Start of DATA SECTION

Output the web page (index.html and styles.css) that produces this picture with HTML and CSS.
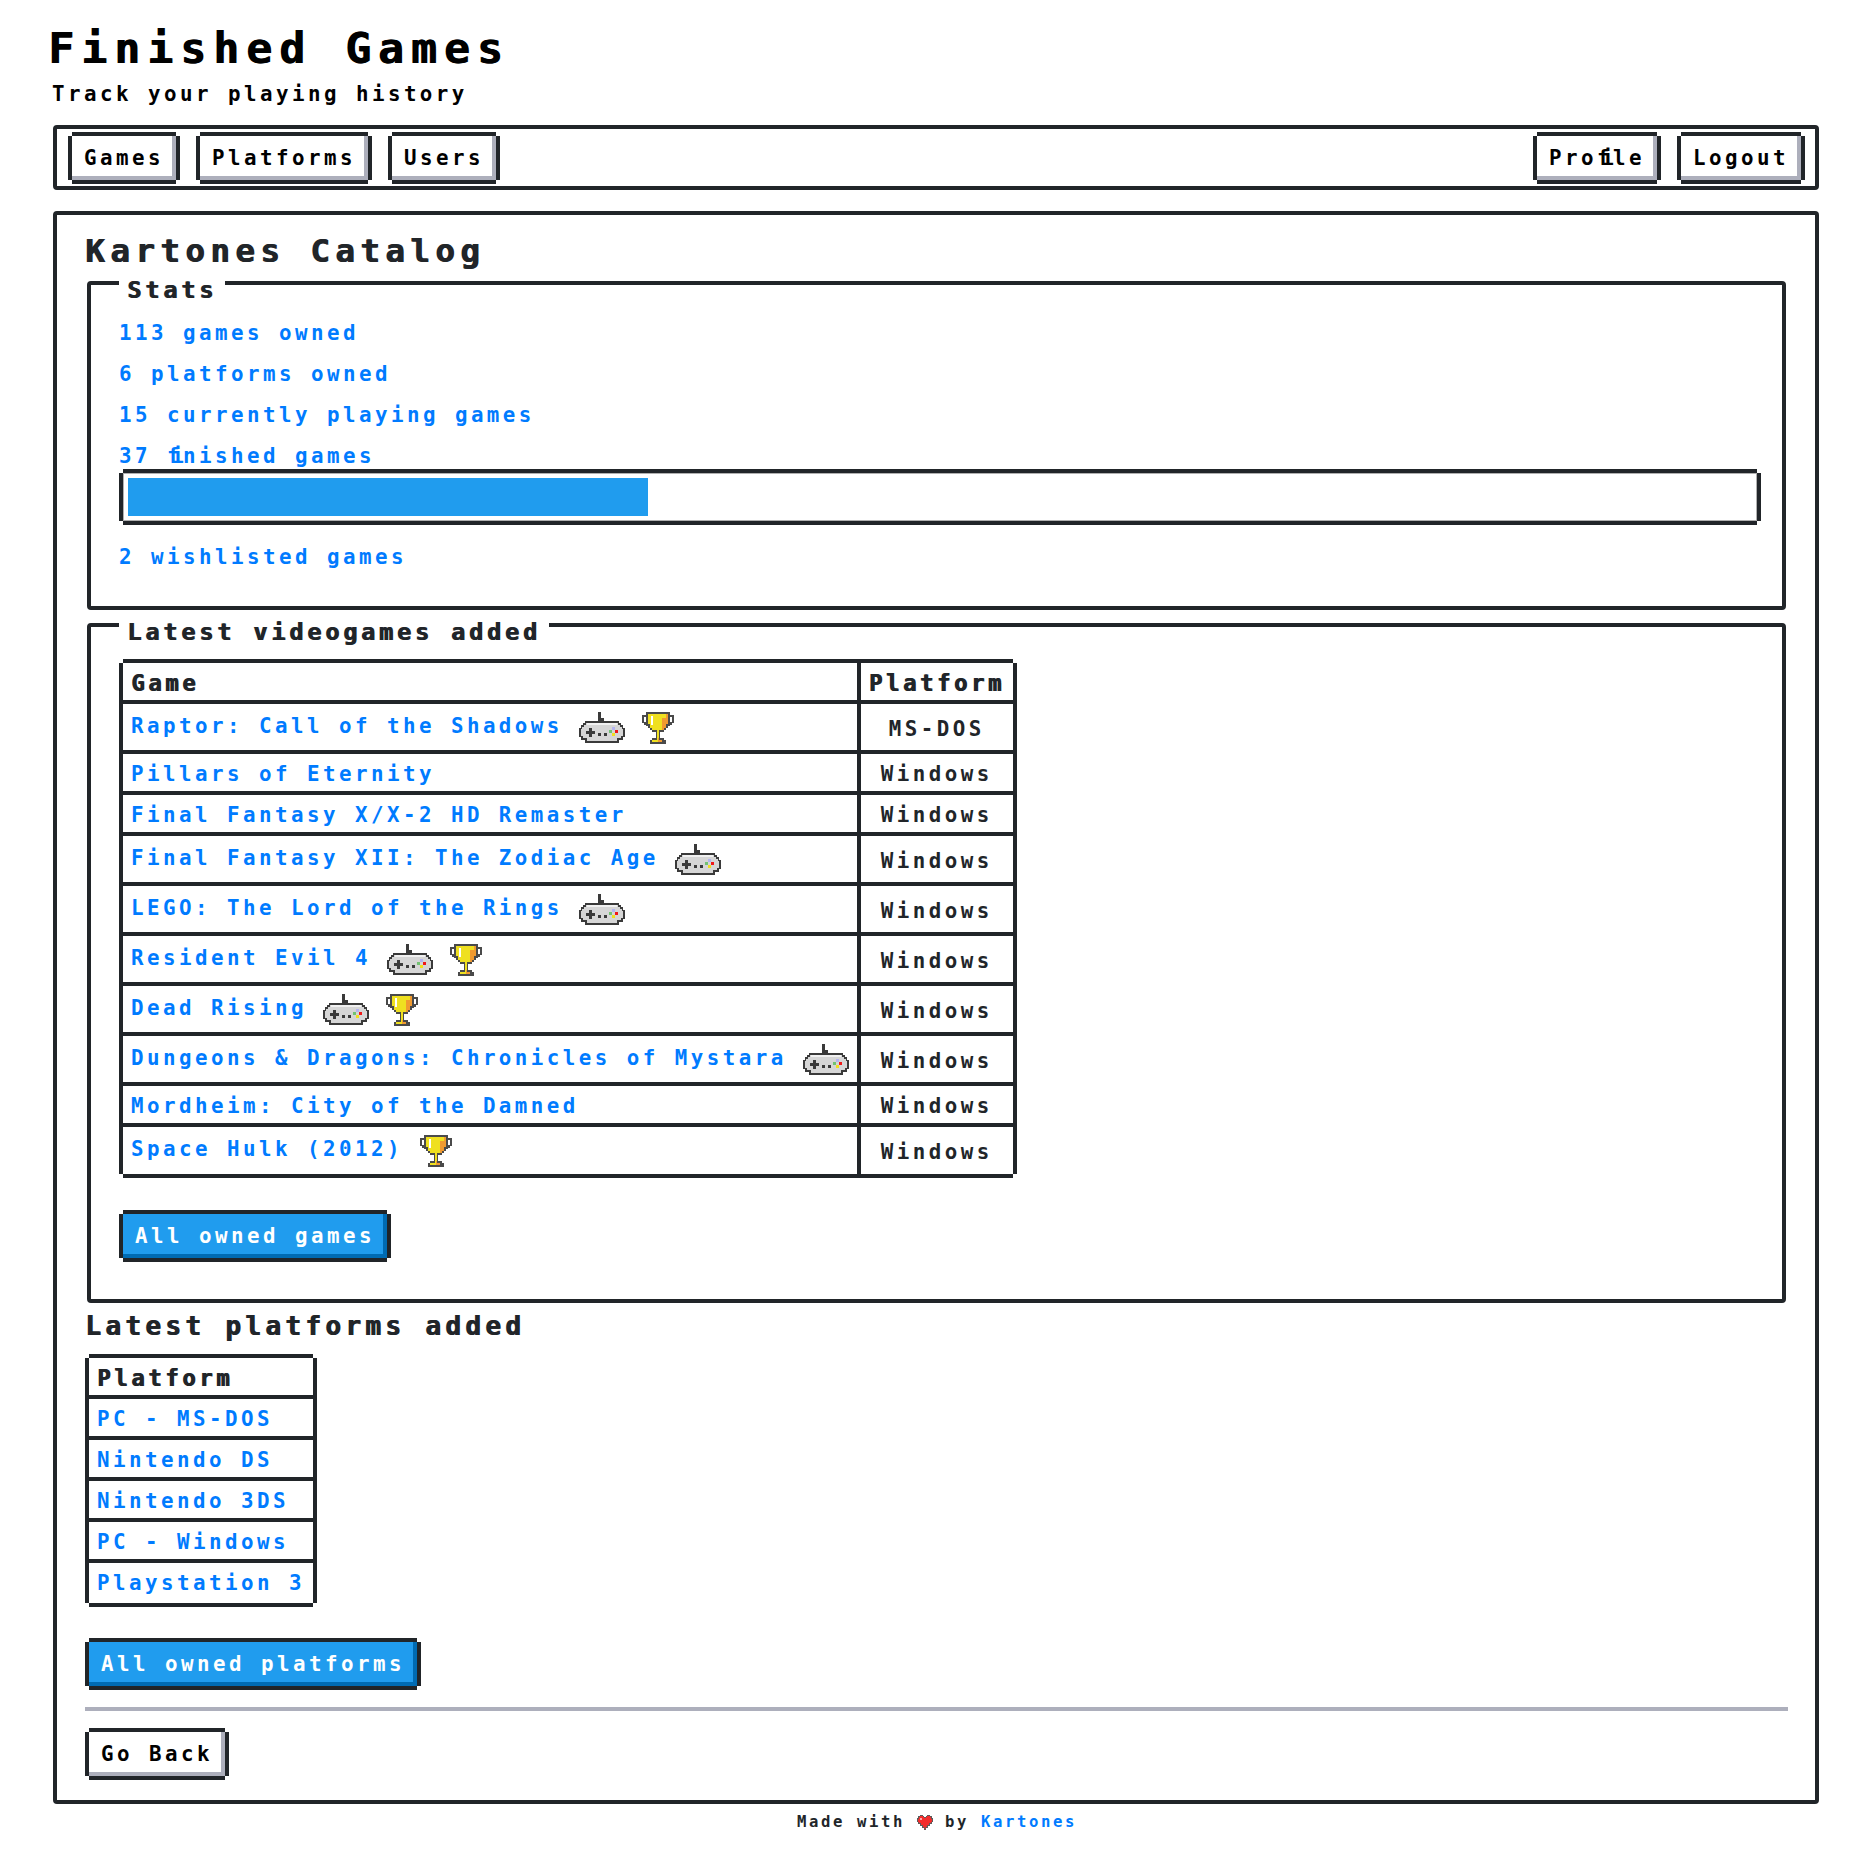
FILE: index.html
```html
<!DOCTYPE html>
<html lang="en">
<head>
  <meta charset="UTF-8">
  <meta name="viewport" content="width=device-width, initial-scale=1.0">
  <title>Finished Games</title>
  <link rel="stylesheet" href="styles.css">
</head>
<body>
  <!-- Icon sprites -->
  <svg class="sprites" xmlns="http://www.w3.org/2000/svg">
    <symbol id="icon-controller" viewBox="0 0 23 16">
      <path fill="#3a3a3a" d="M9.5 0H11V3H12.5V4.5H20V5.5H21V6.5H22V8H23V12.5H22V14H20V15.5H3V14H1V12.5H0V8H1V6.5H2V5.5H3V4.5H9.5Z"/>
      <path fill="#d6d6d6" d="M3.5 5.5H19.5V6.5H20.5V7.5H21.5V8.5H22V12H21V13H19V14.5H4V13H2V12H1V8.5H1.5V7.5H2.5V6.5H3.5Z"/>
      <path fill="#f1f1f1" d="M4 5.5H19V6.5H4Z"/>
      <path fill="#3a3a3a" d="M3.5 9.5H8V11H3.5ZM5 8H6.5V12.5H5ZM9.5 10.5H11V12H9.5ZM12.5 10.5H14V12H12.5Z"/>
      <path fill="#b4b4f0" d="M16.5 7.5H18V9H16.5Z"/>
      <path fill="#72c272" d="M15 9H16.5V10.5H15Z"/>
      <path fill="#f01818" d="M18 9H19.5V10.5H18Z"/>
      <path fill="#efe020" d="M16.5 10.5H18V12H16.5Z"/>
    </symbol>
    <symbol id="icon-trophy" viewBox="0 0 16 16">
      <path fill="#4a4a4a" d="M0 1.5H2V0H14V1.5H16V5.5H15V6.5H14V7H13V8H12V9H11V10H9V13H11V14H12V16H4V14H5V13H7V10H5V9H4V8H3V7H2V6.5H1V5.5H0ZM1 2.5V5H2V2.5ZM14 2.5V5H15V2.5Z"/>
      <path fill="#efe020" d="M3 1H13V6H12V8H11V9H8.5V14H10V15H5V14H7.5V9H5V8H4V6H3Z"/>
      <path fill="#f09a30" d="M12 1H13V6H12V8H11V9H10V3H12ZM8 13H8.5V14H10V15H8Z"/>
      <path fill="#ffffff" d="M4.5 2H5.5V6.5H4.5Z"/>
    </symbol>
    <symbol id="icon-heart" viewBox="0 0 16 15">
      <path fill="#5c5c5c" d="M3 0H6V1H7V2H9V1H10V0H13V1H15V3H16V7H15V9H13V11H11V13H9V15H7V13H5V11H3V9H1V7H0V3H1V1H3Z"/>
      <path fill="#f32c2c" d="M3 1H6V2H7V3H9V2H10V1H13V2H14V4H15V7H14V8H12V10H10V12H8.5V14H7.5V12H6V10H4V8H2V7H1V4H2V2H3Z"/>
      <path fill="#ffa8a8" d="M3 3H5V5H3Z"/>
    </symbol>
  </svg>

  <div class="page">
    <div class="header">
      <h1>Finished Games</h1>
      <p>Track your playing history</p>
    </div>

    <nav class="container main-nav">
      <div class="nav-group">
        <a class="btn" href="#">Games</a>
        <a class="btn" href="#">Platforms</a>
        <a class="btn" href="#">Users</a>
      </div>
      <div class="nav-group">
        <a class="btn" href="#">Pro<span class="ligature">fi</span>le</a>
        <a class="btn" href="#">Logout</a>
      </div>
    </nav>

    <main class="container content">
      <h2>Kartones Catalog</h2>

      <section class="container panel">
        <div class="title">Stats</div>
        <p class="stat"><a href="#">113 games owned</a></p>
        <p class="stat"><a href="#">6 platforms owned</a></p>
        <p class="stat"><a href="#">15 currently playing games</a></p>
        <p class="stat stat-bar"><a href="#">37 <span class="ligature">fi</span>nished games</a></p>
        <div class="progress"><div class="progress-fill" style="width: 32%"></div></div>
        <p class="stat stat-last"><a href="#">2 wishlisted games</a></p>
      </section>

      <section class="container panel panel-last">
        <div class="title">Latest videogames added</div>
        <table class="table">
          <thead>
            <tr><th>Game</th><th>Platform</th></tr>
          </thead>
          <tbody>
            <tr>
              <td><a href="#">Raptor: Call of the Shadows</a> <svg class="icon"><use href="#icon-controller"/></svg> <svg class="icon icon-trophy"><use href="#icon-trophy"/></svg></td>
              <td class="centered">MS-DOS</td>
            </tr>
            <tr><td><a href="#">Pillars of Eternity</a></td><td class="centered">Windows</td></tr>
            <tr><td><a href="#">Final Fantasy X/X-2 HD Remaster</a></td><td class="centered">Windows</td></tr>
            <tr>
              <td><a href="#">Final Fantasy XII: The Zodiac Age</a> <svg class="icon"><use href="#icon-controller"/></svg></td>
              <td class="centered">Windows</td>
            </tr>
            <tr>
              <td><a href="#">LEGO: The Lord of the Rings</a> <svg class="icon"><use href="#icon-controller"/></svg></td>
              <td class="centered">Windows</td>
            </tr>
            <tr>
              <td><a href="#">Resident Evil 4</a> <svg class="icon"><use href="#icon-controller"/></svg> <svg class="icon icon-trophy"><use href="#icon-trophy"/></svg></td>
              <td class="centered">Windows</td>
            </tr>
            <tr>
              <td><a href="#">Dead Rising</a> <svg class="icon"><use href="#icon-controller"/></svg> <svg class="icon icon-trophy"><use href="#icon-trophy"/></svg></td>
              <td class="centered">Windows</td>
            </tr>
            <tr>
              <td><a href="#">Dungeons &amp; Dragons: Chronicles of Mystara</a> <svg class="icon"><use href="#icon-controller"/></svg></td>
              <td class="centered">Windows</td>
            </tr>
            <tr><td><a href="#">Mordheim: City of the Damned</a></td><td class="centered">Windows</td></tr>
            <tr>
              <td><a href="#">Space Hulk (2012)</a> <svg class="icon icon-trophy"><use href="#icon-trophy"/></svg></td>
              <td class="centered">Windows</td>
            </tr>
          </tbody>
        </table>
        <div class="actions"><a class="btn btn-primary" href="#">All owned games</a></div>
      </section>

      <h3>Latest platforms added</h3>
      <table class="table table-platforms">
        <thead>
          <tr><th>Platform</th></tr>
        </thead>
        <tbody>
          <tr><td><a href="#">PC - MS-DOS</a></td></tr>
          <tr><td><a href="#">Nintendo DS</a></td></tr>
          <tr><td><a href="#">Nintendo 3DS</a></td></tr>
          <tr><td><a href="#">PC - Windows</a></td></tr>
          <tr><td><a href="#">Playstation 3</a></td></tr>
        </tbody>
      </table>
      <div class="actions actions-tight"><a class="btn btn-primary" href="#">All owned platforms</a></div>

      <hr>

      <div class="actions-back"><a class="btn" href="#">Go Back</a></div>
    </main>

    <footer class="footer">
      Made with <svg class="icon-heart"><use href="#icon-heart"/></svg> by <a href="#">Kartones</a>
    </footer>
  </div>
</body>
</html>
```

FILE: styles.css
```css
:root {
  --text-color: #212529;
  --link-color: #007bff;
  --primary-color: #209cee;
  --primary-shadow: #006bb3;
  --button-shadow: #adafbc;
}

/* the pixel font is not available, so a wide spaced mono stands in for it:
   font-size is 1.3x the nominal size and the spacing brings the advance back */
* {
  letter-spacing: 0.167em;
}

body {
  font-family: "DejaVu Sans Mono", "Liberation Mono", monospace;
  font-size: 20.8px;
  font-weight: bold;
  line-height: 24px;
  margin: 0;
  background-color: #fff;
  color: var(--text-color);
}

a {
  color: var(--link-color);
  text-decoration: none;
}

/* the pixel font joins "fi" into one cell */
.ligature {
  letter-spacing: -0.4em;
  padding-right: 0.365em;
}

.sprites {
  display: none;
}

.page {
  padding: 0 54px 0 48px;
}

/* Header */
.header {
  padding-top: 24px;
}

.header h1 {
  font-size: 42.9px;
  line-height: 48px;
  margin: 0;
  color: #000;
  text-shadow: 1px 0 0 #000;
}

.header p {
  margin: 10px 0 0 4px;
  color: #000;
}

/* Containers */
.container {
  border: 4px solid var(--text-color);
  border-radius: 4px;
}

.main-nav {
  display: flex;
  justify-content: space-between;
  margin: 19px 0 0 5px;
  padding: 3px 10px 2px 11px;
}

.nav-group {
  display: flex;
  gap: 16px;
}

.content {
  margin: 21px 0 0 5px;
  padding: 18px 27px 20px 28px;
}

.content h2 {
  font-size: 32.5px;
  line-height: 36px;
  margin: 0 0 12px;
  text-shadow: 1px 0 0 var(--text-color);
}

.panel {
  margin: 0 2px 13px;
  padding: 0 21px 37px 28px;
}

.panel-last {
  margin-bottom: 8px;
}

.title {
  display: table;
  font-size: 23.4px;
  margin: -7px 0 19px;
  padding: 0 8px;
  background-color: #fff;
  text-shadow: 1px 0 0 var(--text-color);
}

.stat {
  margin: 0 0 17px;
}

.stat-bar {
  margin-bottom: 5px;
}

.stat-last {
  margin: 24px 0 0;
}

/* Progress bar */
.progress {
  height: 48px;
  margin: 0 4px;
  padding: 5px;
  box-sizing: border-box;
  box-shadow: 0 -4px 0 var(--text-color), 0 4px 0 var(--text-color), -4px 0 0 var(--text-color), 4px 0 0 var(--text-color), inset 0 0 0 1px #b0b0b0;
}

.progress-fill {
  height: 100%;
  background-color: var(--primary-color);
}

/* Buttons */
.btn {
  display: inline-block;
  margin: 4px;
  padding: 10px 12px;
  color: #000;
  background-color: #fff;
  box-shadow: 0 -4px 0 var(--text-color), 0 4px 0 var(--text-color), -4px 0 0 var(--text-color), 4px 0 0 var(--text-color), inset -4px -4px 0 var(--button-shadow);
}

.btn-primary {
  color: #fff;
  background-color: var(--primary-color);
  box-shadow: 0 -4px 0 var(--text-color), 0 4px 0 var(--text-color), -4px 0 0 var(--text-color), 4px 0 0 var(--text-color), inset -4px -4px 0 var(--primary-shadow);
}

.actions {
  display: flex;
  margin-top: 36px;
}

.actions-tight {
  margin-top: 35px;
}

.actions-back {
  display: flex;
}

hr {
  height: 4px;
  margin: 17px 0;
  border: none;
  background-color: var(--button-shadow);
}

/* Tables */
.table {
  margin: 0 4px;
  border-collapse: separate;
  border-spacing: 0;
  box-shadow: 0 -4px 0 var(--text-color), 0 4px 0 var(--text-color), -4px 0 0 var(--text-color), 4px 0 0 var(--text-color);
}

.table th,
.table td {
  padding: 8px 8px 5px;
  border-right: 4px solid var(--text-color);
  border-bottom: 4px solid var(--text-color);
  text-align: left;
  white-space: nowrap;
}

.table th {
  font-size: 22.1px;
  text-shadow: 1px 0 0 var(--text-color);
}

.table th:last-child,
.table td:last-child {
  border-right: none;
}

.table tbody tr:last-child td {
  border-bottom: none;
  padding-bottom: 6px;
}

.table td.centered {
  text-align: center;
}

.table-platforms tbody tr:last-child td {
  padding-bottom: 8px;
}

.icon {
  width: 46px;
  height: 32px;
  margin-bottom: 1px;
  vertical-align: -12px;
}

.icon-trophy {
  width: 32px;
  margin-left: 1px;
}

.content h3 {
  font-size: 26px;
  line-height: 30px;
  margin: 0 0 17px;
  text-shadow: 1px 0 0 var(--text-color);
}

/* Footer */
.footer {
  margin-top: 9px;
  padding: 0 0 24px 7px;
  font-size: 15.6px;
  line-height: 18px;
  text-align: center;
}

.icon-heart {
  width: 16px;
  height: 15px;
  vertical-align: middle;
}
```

End of DATA SECTION

*WHAT IS NEEDED*
Copy, from the material above, each line in which the string "index" occurs.

*RESULT*
Output the web page (index.html and styles.css) that produces this picture with HTML and CSS.
FILE: index.html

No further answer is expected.